Sunday, April 17, 2005

More on Judicial Nominations 

I have two more thoughts on the whole judicial nominations battles currently being waged over the Senate. The first comes from a naive editorial from the Cincinnati Post that urges a compromise on the so-called "nuclear option". They first make the lame argument that it's "only" 10 nominees that have been blocked by Senate Democrats. My response is that it may "only" be 10 nominees, but these have been blocked repeatedly and are some of the same judges that conservatives would like to see on the appellate court level. Most of these nominees have also been blocked, even though the left denies this left and right, because of their religious convictions and beliefs. If there are nominees that are egregious in their use of their faith in making decisions, then fine, lets have a vote and lets have the full Senate either approve or reject them. As it stands, the Senate has done nothing. That isn't right and the Democrats continue unwarranted and unprecedented blocking maneuvers.

The editorial naively suggests that the Democrats listen to reason and accept Frist's offers of compromise. This is naive because asHugh Hewitt points out in a Weekly Standard column, the intellectual leaders in this fight on the left are not interested in compromise and since the Democrats do their bidding slavishly, the Democrats are not interested in compromise either.

Speaking of Mr. Hewitt . . . I wonder if he will concede the point made by the folks at National Review Online that Arlen Specter really DIDN'T have the proper temperament to be committee chairman in such a partisan atmosphere? How could conservatives expect a Senator to fight for their beliefs when he already agreed with the "mainstream-ness" of the nominees? How could conservatives expect Specter to fight for pro-life judges when he considered Roe v. Wade to be "inviolate"? I think that we would have had better results with a true believer (John Kyl) instead of a draftee (Specter).

Manning the Barricades 

Ed Morrisey at Captain's Quarters has a VERY provocative polemic here. His argument is a very simple one and easy to understand. The "Republican leadership" in the Senate continues to dither and stall when it comes to changing the rules to the Senate to make judicial appointments off limits to filibusters. They have considered it and moved ever . . . so . . . slowly towards actually pulling the trigger that the base has grown restive and frustrated at the pace of things. Mr. Morrisey's post captures the feelings of the base very well.
Mr. Morrisey has cooled his jets a little and is backing up his case here and here.

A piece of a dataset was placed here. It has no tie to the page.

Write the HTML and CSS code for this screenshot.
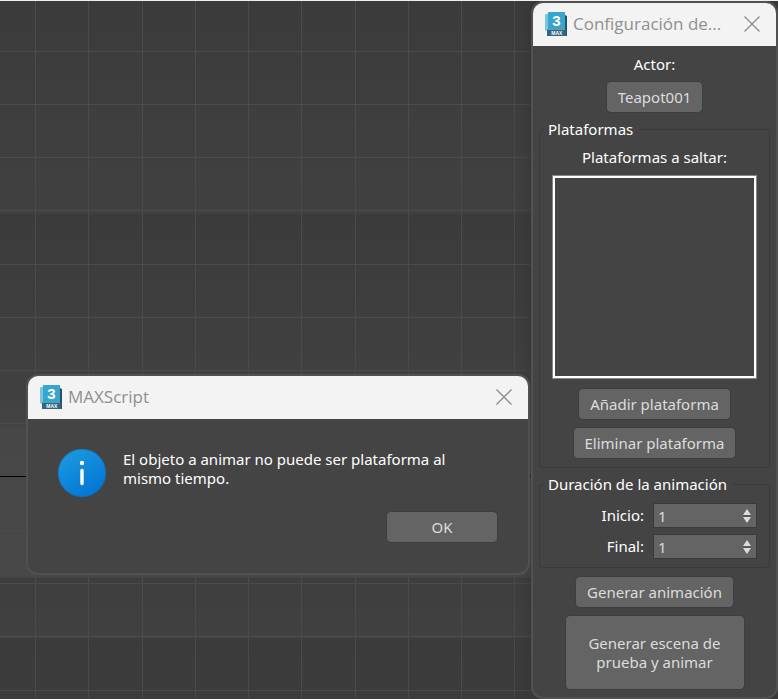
FILE: index.html
```html
<!DOCTYPE html>
<html lang="es">
<head>
<meta charset="utf-8">
<meta name="viewport" content="width=device-width, initial-scale=1">
<title>MAXScript</title>
<link rel="stylesheet" href="styles.css">
</head>
<body>
<main class="desktop">
  <svg class="grid" aria-hidden="true">
    <path class="grid-line" d="M35.500 0V2000M88.500 0V2000M142.500 0V2000M195.500 0V2000M248.500 0V2000M301.500 0V2000M355.500 0V2000M408.500 0V2000M461.500 0V2000M514.500 0V2000"/>
    <path class="grid-line" d="M0 51.500H4000M0 104.500H4000M0 157.500H4000M0 210.500H4000M0 264.500H4000M0 317.500H4000M0 370.500H4000M0 423.500H4000M0 530.500H4000M0 583.500H4000M0 636.500H4000M0 690.500H4000"/>
    <path class="grid-axis" d="M0 476.500H4000"/>
  </svg>

  <section class="window message" role="dialog" aria-labelledby="message-title">
    <header class="titlebar">
      <svg class="logo" viewBox="0 0 24 26" aria-hidden="true">
        <path d="M1 3.500l3-1v17H1z" fill="#7cc4dc"/>
        <path d="M4 1.500Q4 1 5 1H20.500q.5 0 .5.500V18.500H4z" fill="#37a5cc"/>
        <path d="M21 4l2 1V25H21z" fill="#22536a"/>
        <path d="M3 18.500H22V25H3z" fill="#336680"/>
        <text x="12.500" y="15" class="logo-digit">3</text>
        <text x="12.800" y="23.800" class="logo-word">MAX</text>
      </svg>
      <h1 class="title" id="message-title">MAXScript</h1>
      <button class="close" type="button" aria-label="Cerrar"><svg class="cross" viewBox="0 0 16 16"><path d="M.5.5l15 15M15.500.5l-15 15"/></svg></button>
    </header>
    <div class="message-body">
      <svg class="info" viewBox="0 0 48 48" aria-hidden="true">
        <defs>
          <linearGradient id="info-fill" x1="0.2" y1="0" x2="0.8" y2="1">
            <stop offset="0" stop-color="#1c9ae0"/>
            <stop offset="1" stop-color="#0273d4"/>
          </linearGradient>
        </defs>
        <circle cx="24" cy="24" r="24" fill="url(#info-fill)"/>
        <circle cx="24" cy="24" r="23.500" fill="none" stroke="#0668b4" stroke-opacity=".35"/>
        <circle cx="24" cy="14" r="2.200" fill="#fff"/>
        <path d="M24 21.500V34.500" stroke="#fff" stroke-width="3.400" stroke-linecap="round"/>
      </svg>
      <p class="message-text">El objeto a animar no puede ser plataforma al mismo tiempo.</p>
    </div>
    <div class="message-actions"><button class="btn ok" type="button">OK</button></div>
  </section>

  <section class="window panel" role="dialog" aria-labelledby="panel-title">
    <header class="titlebar">
      <svg class="logo" viewBox="0 0 24 26" aria-hidden="true">
        <path d="M1 3.500l3-1v17H1z" fill="#7cc4dc"/>
        <path d="M4 1.500Q4 1 5 1H20.500q.5 0 .5.500V18.500H4z" fill="#37a5cc"/>
        <path d="M21 4l2 1V25H21z" fill="#22536a"/>
        <path d="M3 18.500H22V25H3z" fill="#336680"/>
        <text x="12.500" y="15" class="logo-digit">3</text>
        <text x="12.800" y="23.800" class="logo-word">MAX</text>
      </svg>
      <h2 class="title" id="panel-title">Configuración de...</h2>
      <button class="close" type="button" aria-label="Cerrar"><svg class="cross" viewBox="0 0 16 16"><path d="M.5.5l15 15M15.500.5l-15 15"/></svg></button>
    </header>
    <form class="panel-body">
      <label class="caption" for="actor">Actor:</label>
      <button class="btn" id="actor" type="button">Teapot001</button>
      <fieldset class="group platforms">
        <legend class="legend">Plataformas</legend>
        <label class="caption" for="list">Plataformas a saltar:</label>
        <select class="list" id="list" size="8"></select>
        <button class="btn" type="button">Añadir plataforma</button>
        <button class="btn" type="button">Eliminar plataforma</button>
      </fieldset>
      <fieldset class="group duration">
        <legend class="legend">Duración de la animación</legend>
        <div class="field">
          <label for="start">Inicio:</label>
          <span class="spinner"><input class="number" id="start" type="number" value="1"><svg class="arrows" viewBox="0 0 8 16" aria-hidden="true"><path d="M4 1l4 6H0zM4 15l4-6H0z" fill="#dcdcdc"/><path d="M0 8h8" stroke="#4c4c4c"/></svg></span>
        </div>
        <div class="field">
          <label for="end">Final:</label>
          <span class="spinner"><input class="number" id="end" type="number" value="1"><svg class="arrows" viewBox="0 0 8 16" aria-hidden="true"><path d="M4 1l4 6H0zM4 15l4-6H0z" fill="#dcdcdc"/><path d="M0 8h8" stroke="#4c4c4c"/></svg></span>
        </div>
      </fieldset>
      <button class="btn generate" type="button">Generar animación</button>
      <button class="btn tall" type="button">Generar escena de prueba y animar</button>
    </form>
  </section>
</main>
</body>
</html>
```
FILE: styles.css
```css
* { box-sizing: border-box; }

body {
  margin: 0;
  background: #3c3c3c;
  color: #fff;
  font: 15px/19px "Noto Sans", sans-serif;
}

.desktop {
  position: relative;
  min-height: 100vh;
  overflow: hidden;
  border-top: 1px solid #f0f0f0;
  background: linear-gradient(#3b3b3b 0, #414141 212px, #3b3b3b 213px, #414141 400px, #444 427px, #474747 428px, #484848 576px, #3e3e3e 577px, #414141 637px, #3b3b3b 638px, #3c3c3c 100%);
}

.grid { position: absolute; top: -1px; left: 0; width: 100%; height: 100%; }
.grid-line { fill: none; stroke: #4b4b4b; }
.grid-axis { fill: none; stroke: #000; }

.window {
  position: absolute;
  display: flex;
  flex-direction: column;
  border: 2px solid #515151;
  border-radius: 12px;
  background: #444;
  overflow: hidden;
}

.message { left: 26px; top: 373px; z-index: 1; width: 504px; }
.panel { right: 0; top: 0; width: 247px; box-shadow: 0 0 16px #333; }

.titlebar {
  display: flex;
  align-items: center;
  height: 43px;
  padding: 0 16px 2px 11px;
  background: #f3f3f3;
}

.logo { width: 24px; height: 26px; flex: none; }
.logo-digit { font: bold 15px "Liberation Sans", sans-serif; fill: #fff; text-anchor: middle; }
.logo-word { font: bold 5px "Liberation Sans", sans-serif; fill: #fff; text-anchor: middle; }

.title {
  flex: 1;
  margin: 0 0 0 5px;
  color: #8f8f8f;
  font: 17px/24px "Open Sans", "Noto Sans", sans-serif;
  white-space: nowrap;
}

.close { display: flex; padding: 0; border: 0; background: none; }
.cross { width: 16px; height: 16px; fill: none; stroke: #8c8c8c; stroke-width: 1.3; }

.message-body { display: flex; gap: 17px; padding: 30px 30px 0; }
.info { width: 48px; height: 48px; flex: none; }
.message-text { margin: 1px 0 0; max-width: 340px; }
.message-actions { display: flex; justify-content: flex-end; padding: 14px 30px 30px; }

.btn {
  min-height: 32px;
  padding: 0 11px;
  border: 1px solid #3e3e3e;
  border-radius: 5px;
  background: #646464;
  color: #dcdcdc;
  font: inherit;
}
.ok { width: 112px; }

.panel-body {
  display: flex;
  flex-direction: column;
  align-items: center;
  padding: 9px 6px 7px;
}

.caption { margin-bottom: 7px; }

.group {
  display: flex;
  flex-direction: column;
  align-items: center;
  align-self: stretch;
  min-width: 0;
  margin: 7px 0 0;
  padding: 9px 12px 8px;
  border: 1px solid #3a3a3a;
  border-radius: 4px;
}
.legend { padding: 0 6px 0 4px; margin-left: -8px; }

.list {
  align-self: stretch;
  height: 204px;
  margin: 1px 0 9px;
  border: 3px solid #fff;
  outline: 1px solid #85858a;
  outline-offset: -1px;
  border-radius: 0;
  background: #444;
  color: #fff;
  font: inherit;
}
.platforms .btn + .btn { margin-top: 7px; }

.duration { gap: 6px; align-items: flex-end; }
.field { display: flex; align-items: center; gap: 9px; }
.spinner { position: relative; display: flex; width: 104px; }
.number {
  width: 100%;
  height: 25px;
  padding: 0 20px 0 4px;
  border: 1px solid #3a3a3a;
  background: #646464;
  color: #dcdcdc;
  font: inherit;
  appearance: textfield;
}
.number::-webkit-inner-spin-button { appearance: none; margin: 0; }
.arrows { position: absolute; right: 6px; top: 5px; width: 8px; height: 16px; pointer-events: none; }

.generate { margin: 8px 0 7px; }
.tall { width: 180px; min-height: 75px; padding: 0 20px; }
```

In the first of the two posts linked to above, he makes the case that promises made should be promises kept. Breaking promises on important matters like the status of the President's judicial nominees is a sure fire way to send a party back into minority status. The second post deals with conversations that he has had with someone close to the process and how the dithering by the GOP leadership has led to tarnished reputations and worn out nominees and hurt families. While Mr. Morrisey is making a very powerful case for vengeful action now, I have only one major caveat with his posts. Mr. Morrisey would do well to look at the success of The Club For Growth and a line from one of the parenting books my wife and I have read and reach the same conclusion: pick your fights very carefully and win them every time. The Club's success isn't in that they went after every Connie Morrella in sight, their success was that they went after wayward Republicans who could have easily afforded to do better and by inserting their own strong candidates into open races where the GOP establishment wanted a more "congenial" candidate. Go ahead and withhold funds from the National Republican Senatorial Committee. Go ahead and support Democrat opponents of liberal GOP incumbents. Go ahead and do all of these things, but please do so in a way that does not damage those who have fought the good fight.